Responsible Stakeholders and Transparent Dialogue: A Silver Lining?

Despite this negative trend, there are significant opportunities for both countries to develop warmer public attitudes.

To begin with, there is little indication that the majority of the Chinese public endorses the extreme views of Unhappy China. Some Chinese reviewers, in fact, have called the book “embarrassing” and “unconstructive.”

Second, mutual suspicion is partly derived from a lack of transparency in inter-government communication. As Sutter explained, “The American people, like you and I, don’t know what they’re saying in these [strategic and economic] dialogues, and that’s no way to build a consensus in the United States on China policy.” Greater openness about the tone and topics of high-level discussion between the United States and China could soothe suspicions on both sides.

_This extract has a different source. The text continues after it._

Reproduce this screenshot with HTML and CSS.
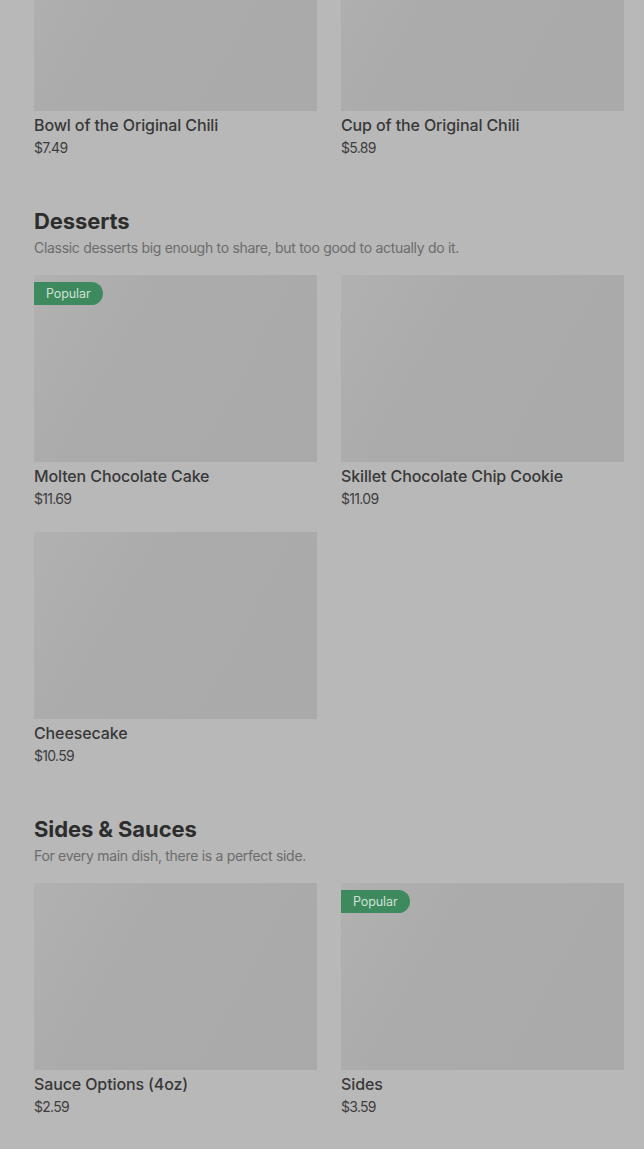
FILE: index.html
```html
<!DOCTYPE html>
<html>
<head>
<meta charset="utf-8">
<link rel="stylesheet" href="styles.css">
</head>
<body>
<main class="menu">
  <section class="section">
    <div class="grid">
      <div class="card">
        <div class="thumb"></div>
        <div class="name">Bowl of the Original Chili</div>
        <div class="price">$7.49</div>
      </div>
      <div class="card">
        <div class="thumb"></div>
        <div class="name">Cup of the Original Chili</div>
        <div class="price">$5.89</div>
      </div>
    </div>
  </section>
  <section class="section">
    <h2 class="title">Desserts</h2>
    <p class="desc">Classic desserts big enough to share, but too good to actually do it.</p>
    <div class="grid">
      <div class="card">
        <div class="thumb"><span class="badge">Popular</span></div>
        <div class="name">Molten Chocolate Cake</div>
        <div class="price">$11.69</div>
      </div>
      <div class="card">
        <div class="thumb"></div>
        <div class="name">Skillet Chocolate Chip Cookie</div>
        <div class="price">$11.09</div>
      </div>
      <div class="card">
        <div class="thumb"></div>
        <div class="name">Cheesecake</div>
        <div class="price">$10.59</div>
      </div>
    </div>
  </section>
  <section class="section">
    <h2 class="title">Sides &amp; Sauces</h2>
    <p class="desc">For every main dish, there is a perfect side.</p>
    <div class="grid">
      <div class="card">
        <div class="thumb"></div>
        <div class="name">Sauce Options (4oz)</div>
        <div class="price">$2.59</div>
      </div>
      <div class="card">
        <div class="thumb"><span class="badge">Popular</span></div>
        <div class="name">Sides</div>
        <div class="price">$3.59</div>
      </div>
    </div>
  </section>
</main>
</body>
</html>
```
FILE: styles.css
```css
html, body {
  margin: 0;
  padding: 0;
  background: #b8b8b8;
}
body {
  font-family: Inter, "Liberation Sans", sans-serif;
  color: #333;
  height: 1149px;
  overflow: hidden;
}
.menu {
  margin-top: -76px;
  padding: 0 20px 0 34px;
}
.section {
  padding-bottom: 48px;
}
.title {
  margin: 0;
  font-size: 22px;
  line-height: 28px;
  font-weight: 700;
  color: #2d2d2d;
  letter-spacing: -0.1px;
}
.desc {
  margin: 3px 0 17px;
  font-size: 14px;
  line-height: 20px;
  color: #6c6c6c;
  letter-spacing: -0.3px;
}
.grid {
  display: grid;
  grid-template-columns: 283px 283px;
  column-gap: 24px;
  row-gap: 22px;
}
.thumb {
  position: relative;
  height: 187px;
  background: linear-gradient(120deg, #b1b1b1 0%, #ababab 35%, #aaaaaa 100%);
}
.badge {
  position: absolute;
  left: 0;
  top: 7px;
  height: 23px;
  padding: 0 12px 0 12px;
  border-radius: 0 12px 12px 0;
  background: #3c8a5e;
  color: #d2e0d6;
  font-size: 12.5px;
  line-height: 23px;
  letter-spacing: -0.1px;
}
.name {
  margin-top: 2px;
  font-size: 16px;
  line-height: 24px;
  font-weight: 500;
  color: #383838;
  letter-spacing: -0.12px;
}
.price {
  font-size: 14px;
  line-height: 22px;
  color: #3e3e3e;
  letter-spacing: -0.7px;
}
```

Third, giving China a greater role in international institutions would undercut Chinese nationalist complaints about “U.S. hegemony.” For instance, China has yet to take a proportional role in global financial institutions such as the International Monetary Fund and the World Bank. Enabling China to become a larger stakeholder in multilateral organizations could improve perceptions of its role as a responsible stakeholder in the global community.

Getting Along

It is partly a testament to the power of diplomacy and dialogue that U.S.-China relations are warmer today than they were thirty years ago.  As Rogoff noted, comparing the current era to earlier periods in the twentieth century, “The U.S.-China relationship has simply been much more constructive. They’re interested in promoting self-interest, but not in just causing trouble.”

This is an important distinction. The interests of the United States and China may frequently diverge over the course of the next century, but these tensions need not lead to direct confrontation. To interpret Clinton’s statement another way, faith in the fruits of cooperation is itself the foundation for a positive relationship.

“When we lose that common need for pragmatic cooperation,” said Sutter, “as a country we move in a very different direction in dealing with China.”